The short answer is yes they work on the same principle as any other cloud based platforms work. They all are SSL secured (there website URLs are https), PCI compliant (third party audited for being a secure enough to store personal and credit card information).
On top of these most top platforms have capabilities to verify the project initiators, teams to identify fraudulent activities and policies for full refund if any misuse is detected.
Are there any tax implications?
Again the answer is yes, any amount you receive may be accessed for tax and similarly, any gains incurred by the backers may be accessed too. You should always talk to a tax consultant and research the local laws to know your liabilities. The tax laws which apply to any conventional investment or financial activity (buying goods or services, shares, or lending money) may apply in the same way to crowdfunding.
So, keep all records of transactions that may relate to tax, as these records must be kept for a certain number of years based on the local country laws.
What is the difference between crowdfunding and other lending options?
Crowdfunding for startups is like starter packs they can only take you to a certain point and if you are successful in your journey you will need to secure more significant financing.
For long-term business financing, one can go to traditional or online investors, VCs or even banks for loans.
How can one start with the crowdfunding journey?
- Create a story about your product or service, ideally have a prototype or the minimum viable product ready.
- Create a well designed marketing campaign, remember what doesn’t attract won’t get funded.
- Offer pre-sales of the products or rewards worthwhile for the project backers.
- Setup a funding goal and keep it realistic.
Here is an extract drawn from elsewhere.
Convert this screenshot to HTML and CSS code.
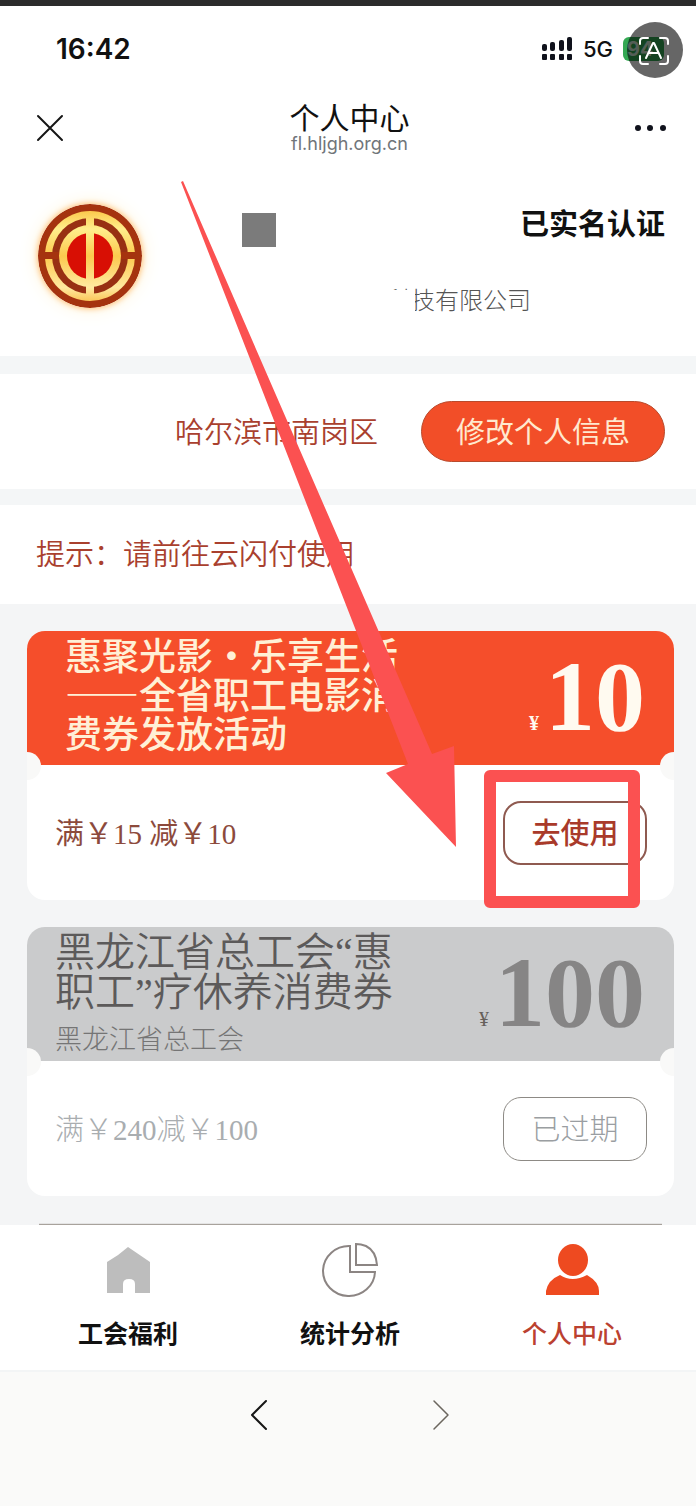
FILE: index.html
```
<!DOCTYPE html>
<html lang="zh-CN">
<head>
    <meta charset="UTF-8">
    <meta name="viewport" content="width=device-width, initial-scale=1.0">
    <title>个人中心</title>
    <link rel="stylesheet" href="styles.css">
</head>
<body>
    <div class="screen">
        <!-- Status bar -->
        <div class="status-bar">
            <span class="time">16:42</span>
            <div class="status-icons">
                <svg class="signal" width="32" height="24" viewBox="0 0 32 24" fill="#10121c">
                    <rect x="1" y="7" width="5" height="7" rx="2"/>
                    <rect x="9" y="5" width="5" height="9" rx="2"/>
                    <rect x="18" y="3" width="5" height="11" rx="2"/>
                    <rect x="26" y="0" width="5" height="14" rx="2"/>
                    <rect x="1" y="17" width="5" height="6" rx="1"/>
                    <rect x="9" y="17" width="5" height="6" rx="1"/>
                    <rect x="18" y="17" width="5" height="6" rx="1"/>
                    <rect x="26" y="17" width="5" height="6" rx="1"/>
                </svg>
                <span class="network">5G</span>
                <span class="battery">94</span>
            </div>
            <button class="scan-btn" aria-label="识别文字">
                <svg width="56" height="56" viewBox="0 0 56 56" fill="none" stroke="#fff" stroke-width="2" stroke-linecap="round" stroke-linejoin="round">
                    <path d="M13 22v-3q0-3 3-3h5M33 16h5q3 0 3 3v3M41 34v5q0 3-3 3h-5M21 42h-5q-3 0-3-3v-5"/>
                    <path d="M19 36l7-15h1l7 15M22 31h9"/>
                </svg>
            </button>
        </div>

        <!-- Title bar -->
        <header class="nav-bar">
            <button class="icon-btn" aria-label="关闭">
                <svg width="28" height="28" viewBox="0 0 28 28" stroke="#161616" stroke-width="2" stroke-linecap="round">
                    <path d="M2 2l24 24M26 2L2 26"/>
                </svg>
            </button>
            <div class="nav-title">
                <h1>个人中心</h1>
                <p>fl.hljgh.org.cn</p>
            </div>
            <button class="icon-btn" aria-label="更多">
                <svg width="32" height="8" viewBox="0 0 32 8" fill="#10121c">
                    <circle cx="3" cy="4" r="3"/>
                    <circle cx="15" cy="4" r="3"/>
                    <circle cx="28" cy="4" r="3"/>
                </svg>
            </button>
        </header>

        <!-- Profile -->
        <section class="profile">
            <svg class="avatar" width="104" height="104" viewBox="0 0 104 104">
                <defs>
                    <linearGradient id="gold" gradientUnits="userSpaceOnUse" x1="0" y1="7" x2="0" y2="97">
                        <stop offset="0" stop-color="#fbc94c"/>
                        <stop offset="0.2" stop-color="#ffee8c"/>
                        <stop offset="0.5" stop-color="#fcc94e"/>
                        <stop offset="0.85" stop-color="#ffe9a0"/>
                        <stop offset="1" stop-color="#fbc75a"/>
                    </linearGradient>
                </defs>
                <circle cx="52" cy="52" r="52" fill="#a5330f"/>
                <circle cx="52" cy="52" r="45" fill="url(#gold)"/>
                <circle cx="52" cy="52" r="38" fill="#983013"/>
                <rect x="5" y="48" width="94" height="7" fill="#a5330f"/>
                <circle cx="52" cy="52" r="31" fill="url(#gold)"/>
                <circle cx="52" cy="52" r="23" fill="#d80f04"/>
                <rect x="48" y="10" width="8" height="84" fill="url(#gold)"/>
            </svg>
            <div class="info">
                <div class="info-row">
                    <span class="name"></span>
                    <strong class="verified">已实名认证</strong>
                </div>
                <div class="company"><span>科技有限公司</span></div>
            </div>
        </section>

        <section class="region">
            <span>哈尔滨市南岗区</span>
            <button class="edit-btn">修改个人信息</button>
        </section>

        <section class="tip">提示：请前往云闪付使用</section>

        <!-- Coupons -->
        <main class="coupons">
            <article class="coupon">
                <div class="coupon-head">
                    <h2>惠聚光影・乐享生活<br>——全省职工电影消<br>费券发放活动</h2>
                    <p class="amount"><small>¥</small>10</p>
                </div>
                <div class="coupon-body">
                    <span class="rule">满￥15 减￥10</span>
                    <button class="use-btn">去使用</button>
                </div>
            </article>
            <article class="coupon expired">
                <div class="coupon-head">
                    <div>
                        <h2>黑龙江省总工会“惠<br>职工”疗休养消费券</h2>
                        <p class="issuer">黑龙江省总工会</p>
                    </div>
                    <p class="amount"><small>¥</small>100</p>
                </div>
                <div class="coupon-body">
                    <span class="rule">满￥240减￥100</span>
                    <button class="use-btn">已过期</button>
                </div>
            </article>
            <div class="coupon-edge"></div>
        </main>

        <!-- Tabs -->
        <nav class="tabs">
            <a href="#welfare">
                <svg width="56" height="56" viewBox="0 0 56 56">
                    <path d="M28 4L50 19V50H35V41q0-5-6-5t-6 5V50H7V19Q18 13 28 4z" fill="#bdbdbd"/>
                </svg>
                工会福利
            </a>
            <a href="#stats">
                <svg width="56" height="56" viewBox="0 0 56 56" fill="none" stroke="#8c8583" stroke-width="2">
                    <path d="M28 3V29H53A26 25 0 1 1 28 3z"/>
                    <path d="M34 1V22H55Q54 8 44 3Q39 1 34 1z"/>
                </svg>
                统计分析
            </a>
            <a href="#me" class="active">
                <svg width="56" height="56" viewBox="0 0 56 56" fill="#ee4a20">
                    <ellipse cx="29" cy="17" rx="15" ry="16"/>
                    <path d="M16 32Q28 40 43 32Q55 39 55 48V52H2V48Q4 37 16 32z"/>
                </svg>
                个人中心
            </a>
        </nav>

        <footer class="browser-bar">
            <button class="icon-btn" aria-label="后退">
                <svg width="18" height="32" viewBox="0 0 18 32" fill="none" stroke="#161616" stroke-width="2" stroke-linecap="round" stroke-linejoin="round">
                    <path d="M16 2L2 16l14 14"/>
                </svg>
            </button>
            <button class="icon-btn" aria-label="前进">
                <svg width="18" height="32" viewBox="0 0 18 32" fill="none" stroke="#6b665f" stroke-width="1.5" stroke-linecap="round" stroke-linejoin="round">
                    <path d="M2 2l14 14L2 30"/>
                </svg>
            </button>
        </footer>

        <!-- Guide arrow over the page -->
        <svg class="guide" width="460" height="730" viewBox="180 180 460 730">
            <path d="M181 182L183 181L432 754L454 746L456 847L386 773L408 764z" fill="#fb5151"/>
            <rect x="490" y="776" width="144" height="126" fill="none" stroke="#fb5151" stroke-width="12" stroke-linejoin="round"/>
        </svg>
    </div>
</body>
</html>
```
FILE: styles.css
```
* {
    box-sizing: border-box;
}
body {
    margin: 0;
    background-color: #fafaf9;
    font-family: "Noto Sans CJK SC", sans-serif;
    font-size: 29px;
    color: #111;
}
h1, h2, p {
    margin: 0;
}
button {
    padding: 0;
    border: none;
    background: none;
    font-family: inherit;
    font-size: 29px;
    cursor: pointer;
}
svg {
    display: block;
}
.screen {
    position: relative;
    border-top: 6px solid #2b2b2b;
    background-color: #f4f6f7;
}

/* status bar */
.status-bar {
    position: relative;
    display: flex;
    justify-content: space-between;
    align-items: center;
    height: 86px;
    padding: 0 32px 0 56px;
    background-color: #fff;
    font-family: Inter, sans-serif;
}
.time {
    font-size: 28px;
    font-weight: 600;
}
.status-icons {
    display: flex;
    align-items: center;
    gap: 10px;
}
.network {
    font-size: 22px;
    font-weight: 500;
}
.battery {
    width: 41px;
    height: 24px;
    border-radius: 6px;
    background-color: #34a853;
    color: #d5ecd9;
    font-size: 20px;
    font-weight: 700;
    line-height: 24px;
    padding-left: 4px;
}
.scan-btn {
    position: absolute;
    right: 13px;
    top: 16px;
    width: 56px;
    height: 56px;
    border-radius: 50%;
    background-color: rgba(0, 0, 0, 0.6);
}

/* title bar */
.nav-bar {
    display: flex;
    justify-content: space-between;
    align-items: center;
    height: 72px;
    padding: 0 29px 0 36px;
    background-color: #fff;
}
.nav-title {
    text-align: center;
}
.nav-title h1 {
    font-size: 30px;
    font-weight: 400;
    line-height: 32px;
}
.nav-title p {
    font-family: Inter, sans-serif;
    font-size: 18px;
    line-height: 24px;
    color: #70757a;
}

/* profile */
.profile {
    display: flex;
    gap: 100px;
    height: 192px;
    padding: 40px 31px 0 38px;
    background-color: #fff;
}
.avatar {
    flex: none;
    border-radius: 50%;
    box-shadow: 0 0 6px #ffb45c, 0 0 20px #fff3d6;
}
.info {
    flex: 1;
}
.info-row {
    display: flex;
    justify-content: space-between;
    align-items: flex-start;
    height: 42px;
    margin-bottom: 35px;
}
.name {
    width: 34px;
    height: 34px;
    background-color: #7b7b7b;
    margin-top: 9px;
}
.verified {
    font-weight: 700;
    line-height: 36px;
}
.company {
    padding-right: 134px;
    text-align: right;
    font-size: 24px;
    font-weight: 300;
    line-height: 36px;
    color: #555;
}
.company span {
    position: relative;
}
/* hides the start of the company name */
.company span::before {
    content: "";
    position: absolute;
    left: -8px;
    top: 9px;
    width: 36px;
    height: 28px;
    background-color: #fff;
}

.region {
    display: flex;
    justify-content: flex-end;
    align-items: center;
    gap: 43px;
    height: 115px;
    margin-top: 18px;
    padding-right: 31px;
    background-color: #fff;
}
.region, .tip {
    color: #a9402e;
    font-weight: 350;
}
.region span {
    padding-bottom: 4px;
}
.edit-btn {
    width: 244px;
    height: 61px;
    padding-bottom: 4px;
    border: 1px solid #b94a2c;
    border-radius: 31px;
    background-color: #f24e28;
    color: #ffe9cf;
}
.tip {
    height: 99px;
    margin-top: 16px;
    padding-left: 36px;
    line-height: 95px;
    background-color: #fff;
}

/* coupons */
.coupons {
    display: flex;
    flex-direction: column;
    gap: 27px;
    padding: 27px 22px 0 27px;
    background-color: #f4f5f6;
}
.coupon {
    position: relative;
    overflow: hidden;
    border-radius: 18px;
    background-color: #fff;
}
.coupon::before,
.coupon::after {
    content: "";
    position: absolute;
    top: 121px;
    left: -14px;
    width: 28px;
    height: 28px;
    border-radius: 50%;
    background-color: #f9f9f8;
}
.coupon::after {
    left: auto;
    right: -14px;
}
.coupon-head {
    display: flex;
    justify-content: space-between;
    height: 134px;
    padding: 4px 29px 0 38px;
    background-color: #f54e2b;
    color: #fff0d6;
}
.coupon-head h2 {
    font-size: 37px;
    font-weight: 500;
    line-height: 39px;
}
.amount {
    font-family: "Liberation Serif", serif;
    font-size: 100px;
    font-weight: 700;
    line-height: 124px;
    color: #fffaf0;
}
.amount small {
    font-size: 20px;
    margin-right: 6px;
}
.coupon-body {
    display: flex;
    justify-content: space-between;
    align-items: center;
    height: 135px;
    padding: 0 27px 0 28px;
}
.rule {
    padding-bottom: 4px;
    font-family: "Liberation Serif", "Noto Sans CJK SC", serif;
    color: #8c4a3c;
}
.use-btn {
    width: 144px;
    height: 64px;
    padding-bottom: 4px;
    border: 2px solid #8f5a50;
    border-radius: 18px;
    color: #a93a2a;
    font-weight: 500;
}

.expired .coupon-head {
    padding-top: 6px;
    padding-left: 28px;
    background-color: #cacbcc;
    color: #5c5a5a;
}
.expired h2 {
    font-family: "Liberation Serif", "Noto Sans CJK SC", serif;
    font-size: 40px;
    font-weight: 350;
    line-height: 40px;
}
.issuer {
    font-size: 27px;
    font-weight: 300;
    line-height: 50px;
    color: #757575;
}
.expired .amount {
    line-height: 120px;
    color: #868585;
}
.expired .amount small {
    color: #66605a;
    font-weight: 400;
}
.expired .rule {
    color: #a9adb0;
    font-weight: 300;
}
.expired .use-btn {
    border: 1px solid #8d8a85;
    color: #9a9ea2;
    font-weight: 300;
}
.coupon-edge {
    height: 2px;
    margin: 0 12px;
    border-top: 1px solid #e4e4e4;
    background-color: #a8a29c;
}

/* tabs */
.tabs {
    display: grid;
    grid-template-columns: repeat(3, 1fr);
    padding: 18px 13px 0 17px;
    height: 145px;
    background-color: #fff;
}
.tabs a {
    display: flex;
    flex-direction: column;
    align-items: center;
    gap: 15px;
    color: #111;
    font-size: 25px;
    font-weight: 700;
    line-height: 36px;
    text-decoration: none;
}
.tabs .active {
    color: #bb4130;
    font-weight: 500;
}

.browser-bar {
    display: flex;
    justify-content: center;
    align-items: flex-start;
    gap: 164px;
    height: 136px;
    padding: 27px 0 0 4px;
    border-top: 2px solid #f3f5f6;
    background-color: #fafaf9;
}

/* guide */
.guide {
    position: absolute;
    left: 180px;
    top: 174px;
    pointer-events: none;
}
```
After All trust is the most important thing.
- Promote it aggressively on various social media platforms, reach out to influencers or bloggers and host live webinar events.
- Keep updating your backers during and after the campaign.
- Fulfill your promise, the real work starts when the campaign is funded.
When not to start crowdfunding?
- If you are worried that your idea can be stolen — but do remember an idea is not worth a dime, execution is.
- You don’t have time to put effort into it — these campaigns can be stressful and consumes a lot of time and effort.
- You are worried that your campaign may fail — as this can potentially kill your idea if the campaign fails.
- You have other sources of funding available — when it comes to funding go to the easiest route available to you.
Now, go and check out the various platforms for crowdfunding, you will learn a lot about the kind of ideas being pursued and what gets funded and what doesn’t.